Check 'scripts/train_audio.sh' for an example of training a Voice-Conversion model. Make sure directory 'logs' exist.
Generally, run:
python train_audio.py --data_path PATH_TO_TRAINING_DATA --experiment_name EXPERIMENT_NAME --save_freq SAVE_FREQ --test_path PATH_TO_TEST_AUDIO --batch_size BATCH_SIZE --save_dir PATH_TO_SAVE_MODEL
You can specify any audio data as PATH_TO_TRAINING_DATA, and a small clip of audio as PATH_TO_TEST_AUDIO. For example, the following script trains an audio model for Barack Obama, and use an input clip for test every 2000 iterations. You can find the saved models and test results in the saving directory.
python train_audio.py --data_path datasets/celebaudio/BarackObama_01.wav --experiment_name VC_example_run --save_freq 2000 --test_path example/input_3_MartinLutherKing.wav --batch_size 8 --save_dir ./saved_models/
Check 'scripts/train_audiovisual.sh' for an example of training a Audiovisual-Synthesis model. We usually train an audiovisual model based on a pretrained audio model.
Generally, run:
python train_audiovisual.py --video_path PATH_TO_TRAINING_DATA --experiment_name EXPERIMENT_NAME --save_freq SAVE_FREQ --test_path PATH_TO_TEST_AUDIO --batch_size BATCH_SIZE --save_dir PATH_TO_SAVE_MODEL --use_256 --load_model LOAD_MODEL_PATH
You can specify any audiovisual data as PATH_TO_TRAINING_DATA, and a small clip of audio as PATH_TO_TEST_AUDIO. The following script trains an audiovisual model based on a pre-trained Obama audio model, and use an input clip for test every 2000 iterations. You can find the saved models and test results in the saving directory.

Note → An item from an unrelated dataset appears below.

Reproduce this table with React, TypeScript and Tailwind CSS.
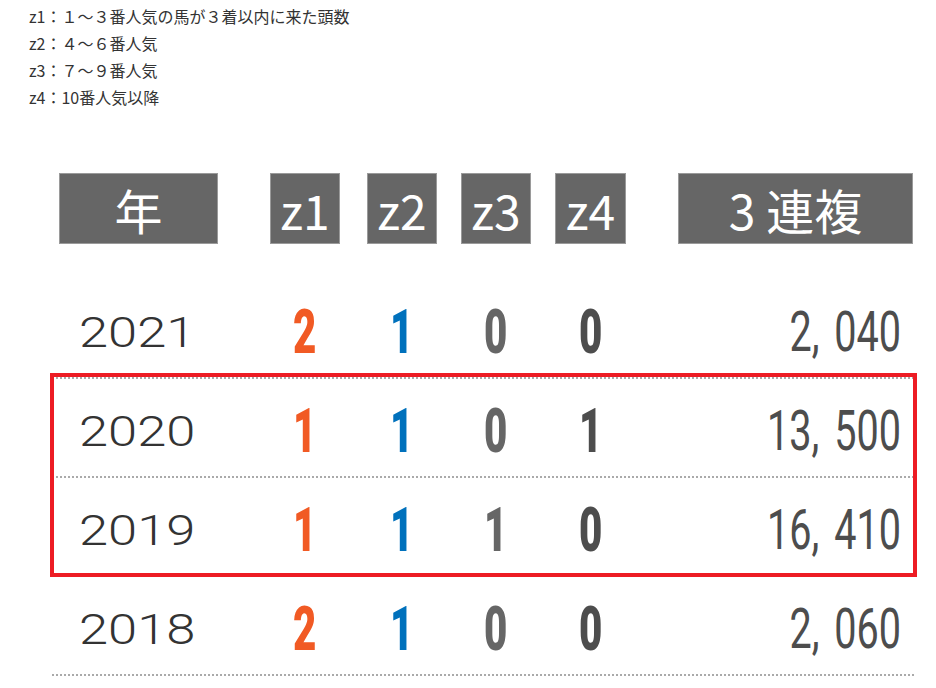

python train_audiovisual.py --video_path datasets/video/obama.mp4 --experiment_name Audiovisual_example_run --save_freq 2000 --test_path example/input_3_MartinLutherKing.wav --batch_size 8 --save_dir ./saved_models/ --use_256 --load_model ./saved_models/VC_example_run/Epoch600_Iter00030000.pkl
If you want the video resolution to be 512 * 512, use the StackGAN-style 2-stage generation.
Generally, run:
python train_audiovisual.py --video_path PATH_TO_TRAINING_DATA --experiment_name EXPERIMENT_NAME --save_freq SAVE_FREQ --test_path PATH_TO_TEST_AUDIO --batch_size BATCH_SIZE --save_dir PATH_TO_SAVE_MODEL --residual --load_model LOAD_MODEL_PATH
Check 'scripts/test_audio.sh' for an example of testing a Voice-Conversion model.
To convert a wavfile using a trained model, run:
python test_audio.py --model PATH_TO_MODEL --wav_path PATH_TO_INPUT --output_file PATH_TO_OUTPUT
You can specify any audio data as PATH_TO_INPUT. For example, the following script converts the input wavfile by use of a pre-trained audio model.

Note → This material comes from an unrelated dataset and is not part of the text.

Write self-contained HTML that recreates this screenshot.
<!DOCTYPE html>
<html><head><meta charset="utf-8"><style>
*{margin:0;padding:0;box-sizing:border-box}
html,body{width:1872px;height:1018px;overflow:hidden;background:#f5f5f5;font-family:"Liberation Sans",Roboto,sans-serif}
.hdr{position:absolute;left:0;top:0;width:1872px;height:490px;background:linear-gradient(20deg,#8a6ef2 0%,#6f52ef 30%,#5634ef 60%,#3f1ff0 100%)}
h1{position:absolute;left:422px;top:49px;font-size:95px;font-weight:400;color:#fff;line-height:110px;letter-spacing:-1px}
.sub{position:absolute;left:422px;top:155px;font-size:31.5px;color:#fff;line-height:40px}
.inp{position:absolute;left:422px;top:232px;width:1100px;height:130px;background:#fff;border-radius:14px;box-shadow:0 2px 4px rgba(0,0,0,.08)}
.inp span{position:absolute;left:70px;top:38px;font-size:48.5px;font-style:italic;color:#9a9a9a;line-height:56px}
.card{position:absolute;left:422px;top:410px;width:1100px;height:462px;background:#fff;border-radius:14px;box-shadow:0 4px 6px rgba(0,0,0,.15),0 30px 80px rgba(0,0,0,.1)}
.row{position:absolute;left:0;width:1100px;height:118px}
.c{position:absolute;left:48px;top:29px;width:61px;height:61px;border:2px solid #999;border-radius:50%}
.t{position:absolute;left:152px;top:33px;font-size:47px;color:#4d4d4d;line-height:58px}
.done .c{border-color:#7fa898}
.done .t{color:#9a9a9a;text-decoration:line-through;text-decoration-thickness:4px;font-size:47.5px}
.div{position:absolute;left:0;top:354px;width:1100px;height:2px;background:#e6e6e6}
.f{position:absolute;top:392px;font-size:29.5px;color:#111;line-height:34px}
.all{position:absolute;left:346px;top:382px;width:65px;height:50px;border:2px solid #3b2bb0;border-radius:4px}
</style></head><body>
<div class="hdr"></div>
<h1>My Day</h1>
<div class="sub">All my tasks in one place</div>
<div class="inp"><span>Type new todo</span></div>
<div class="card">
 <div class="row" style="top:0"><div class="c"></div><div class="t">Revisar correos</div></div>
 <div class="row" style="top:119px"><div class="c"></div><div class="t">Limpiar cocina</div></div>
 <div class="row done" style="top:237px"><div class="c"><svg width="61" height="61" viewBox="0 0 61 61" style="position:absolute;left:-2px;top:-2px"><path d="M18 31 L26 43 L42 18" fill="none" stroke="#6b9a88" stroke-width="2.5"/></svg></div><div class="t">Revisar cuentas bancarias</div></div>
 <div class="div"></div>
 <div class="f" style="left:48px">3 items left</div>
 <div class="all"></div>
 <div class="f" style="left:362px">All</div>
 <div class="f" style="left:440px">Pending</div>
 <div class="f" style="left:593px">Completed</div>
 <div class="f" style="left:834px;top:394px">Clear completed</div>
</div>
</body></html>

python test_audio.py --model ./saved_models/VC_example_run/Epoch600_Iter00030000.pkl --wav_path example/input_1_Trump.wav --output_file ./result.wav
Check 'scripts/test_audiovisual.sh' for an example of testing a Audiovisual-Synthesis model.
python test_audiovisual.py --load_model PATH_TO_MODEL --wav_path PATH_TO_INPUT --output_file PATH_TO_OUTPUT --use_256
You can specify any audio data as PATH_TO_INPUT. For example, the following script converts the input wavfile by use of a pre-trained audiovisual model.

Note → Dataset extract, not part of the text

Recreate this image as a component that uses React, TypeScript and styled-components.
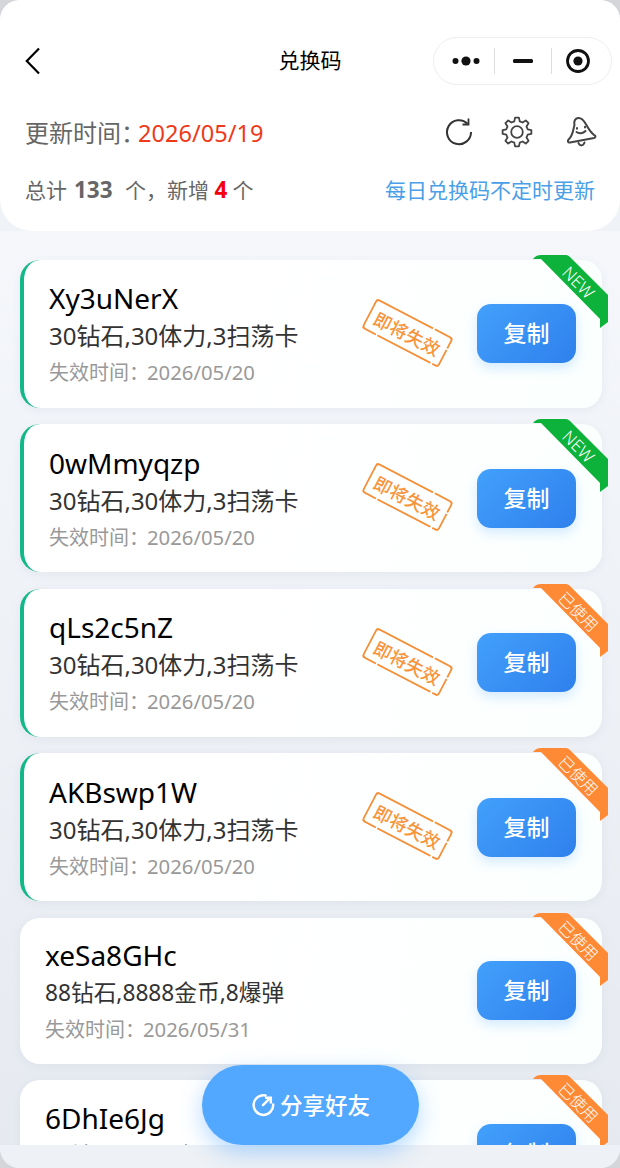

python test_audiovisual.py --load_model ./saved_models/Audiovisual_example_run/Epoch600_Iter00030000.pkl --wav_path example/input_1_Trump.wav --output_file ./result.mp4 --use_256
python test_audiovisual.py --load_model PATH_TO_MODEL --wav_path PATH_TO_INPUT --output_file PATH_TO_OUTPUT --residual
This repo uses TensorboardX to visualize training loss. You can also check test audio results on tensorboard.
Start TensorBoard with tensorboard --logdir ./logs
.